Perdón, me he ido por las ramas.

Lo que quería contaros es que el otro día estuve en la presentación de un libro que debate sobre la urgencia de apartarse, algo que ya es una contradicción en sí misma porque el protagonista de la noche era un hombre y estaba en el centro. Aunque soy de las que también creen que es necesario que se pongan a trabajar, que dejen de esperar a que otras lo reflexionen y lo visibilicen todo por ellos, y que dadas las circunstancias es cada vez más urgente que sean ellos los que saquen la sangre y la honestidad, pues de lo contrario caeremos en oportunismos vacíos y autoindulgentes como lo es la famosa portada de marzo de la revista Esquire US –la del pobrecito chico blanco estadounidense de clase media que por culpa (sic) del #MeToo ahora va a tener la vida más difícil–.

Perdón, me he ido por las ramas otra vez.

En la presentación del otro día había alrededor de sesenta o setenta personas en el público de las cuales hombres no llegaban a ser quince. El dato puede parecer estéril, pero me gustó que en el turno de preguntas uno de los pocos tíos allí presentes se hicieran la pregunta de por qué todo ese público era en su mayoría femenino. ¿No nos preocupa tanto lo que va a ser de nosotros?, dijo el chaval. ¿Entonces, por qué hay tantos pocos hombres aquí? El periodista Rubén Serrano se preguntó lo mismo en Radio 3 este domingo, refiriéndose a la presentación del último ensayo de Brigitte Vasallo. Pero es que no hace falta irse a mesas redondas de temática manifiestamente feminista para darse cuenta de que la ausencia de público masculino es prácticamente total. Cualquier recital de poesía, cualquier presentación de una novela que haya escrito alguien cuyo nombre denote feminidad, cualquier rueda de prensa donde se presente el nuevo disco de una cantante o película de una directora –y hablo de estos ámbitos porque son más o menos en los que por trabajo me muevo, pero sé que tal vacío se podría trasladar al resto– tendrá un público de mujeres, un público que muchas veces, como señala Rubén Serrano, “ya se sabe bien la historia”. Y entonces, los que no se saben la historia y aún así no quieren aprenderla, ¿Es porque tienen miedo? ¿Es porque les da pereza? ¿Es porque tienen desactivadas las notificaciones de los eventos Facebook? ¿O es simplemente porque no quieren desprenderse del mayor privilegio de todos, que es el de poder permitirse ser unos absolutos ignorantes?

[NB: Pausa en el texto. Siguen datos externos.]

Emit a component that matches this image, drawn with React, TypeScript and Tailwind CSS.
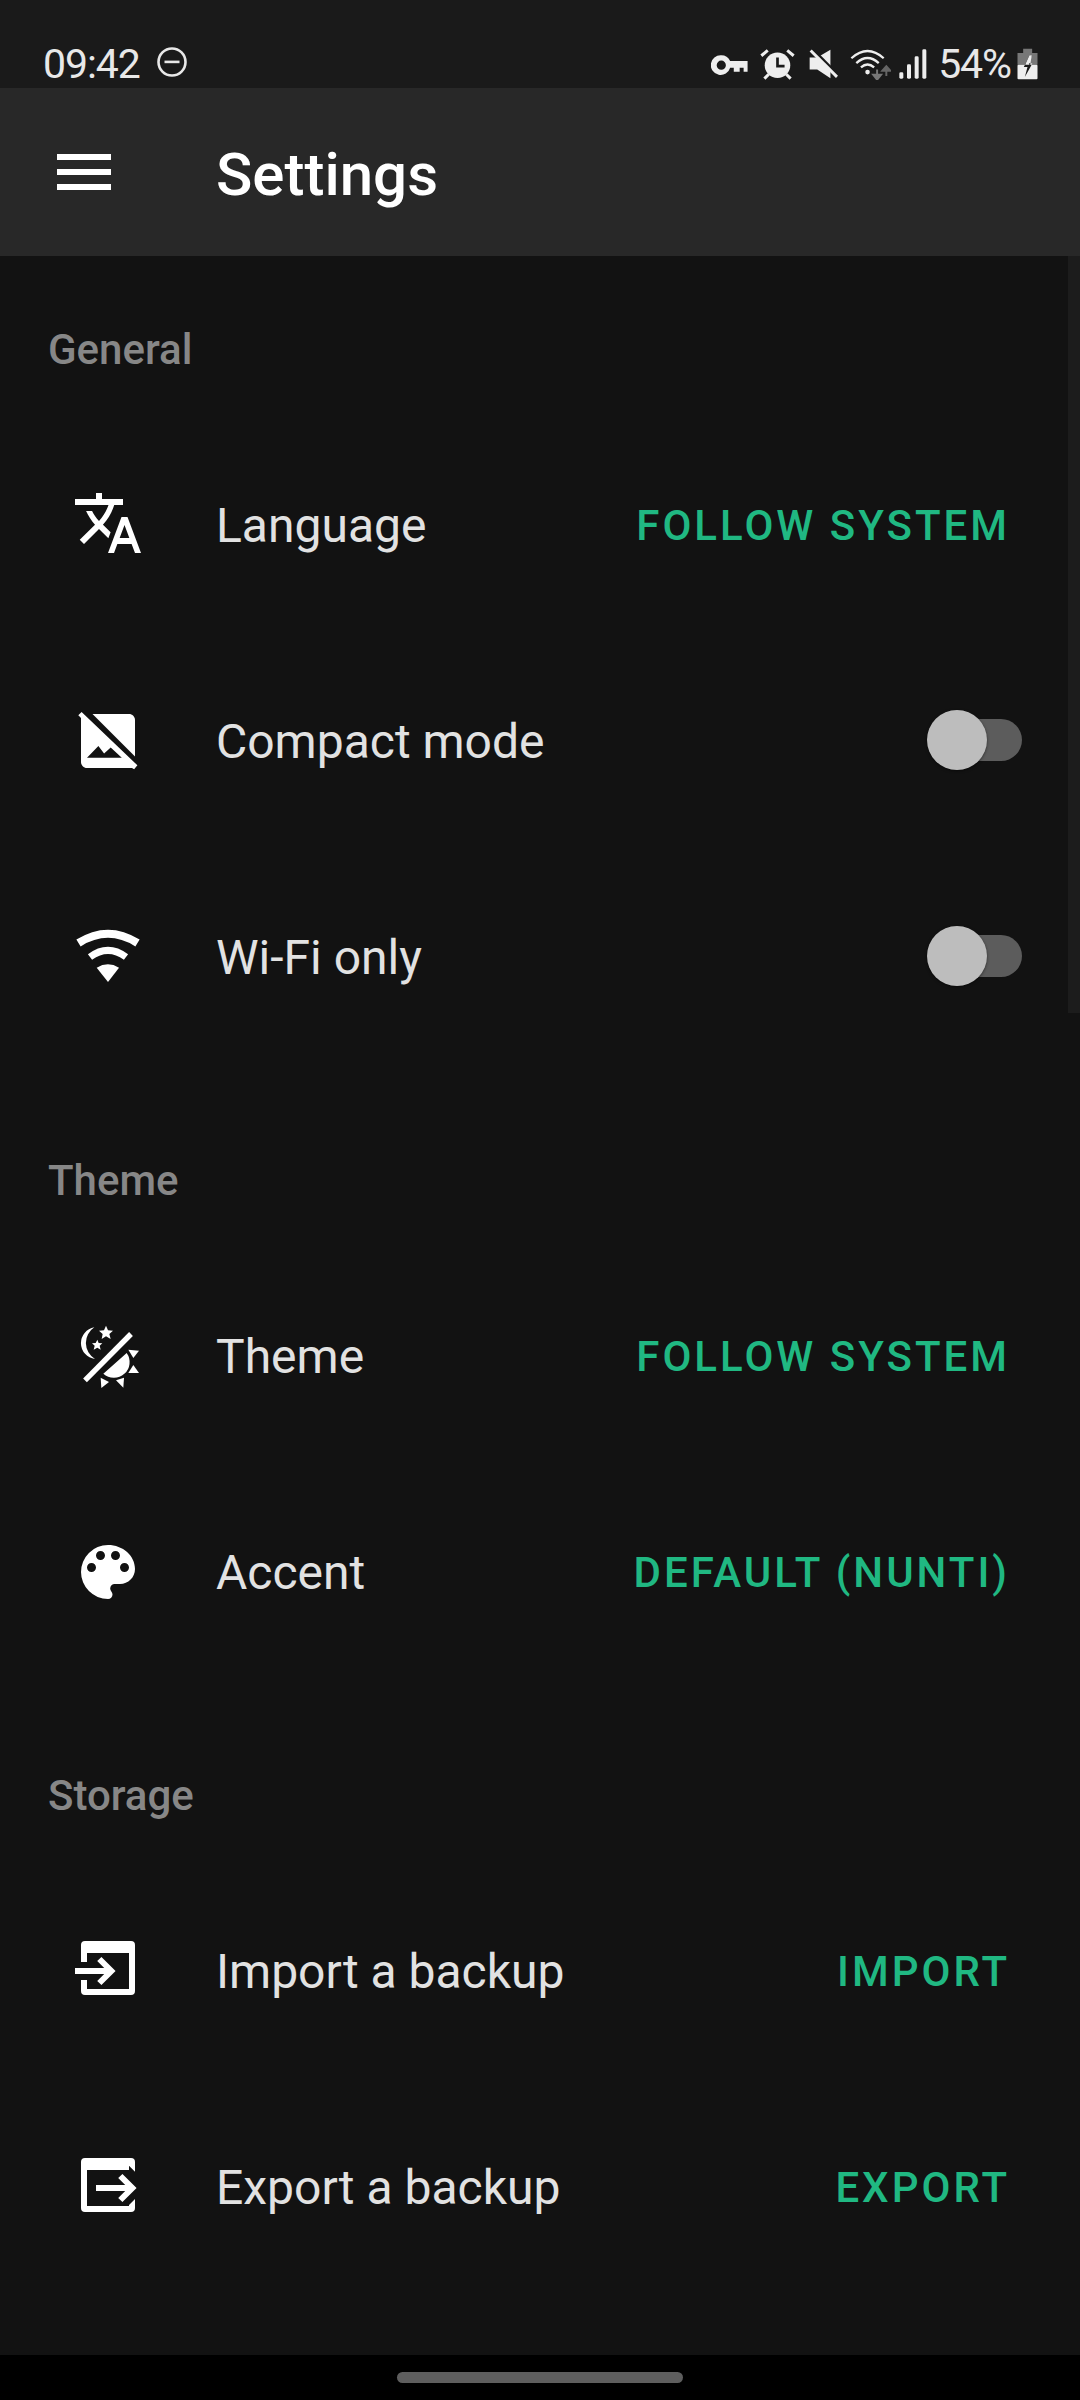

Ya no sé si me he ido por las ramas o si me he metido de lleno en este frondoso árbol que quería enseñaros. Es un árbol hecho de todos los comentarios que os gusta escribir con seudónimo en nuestras columnas, de todas las lecciones que os gusta soltar en las sobremesas familiares, de todas las chapas que nos soltáis en las redes sociales cuando se habla de eso de lo que no queréis hablar, y ni tan siquiera escuchar.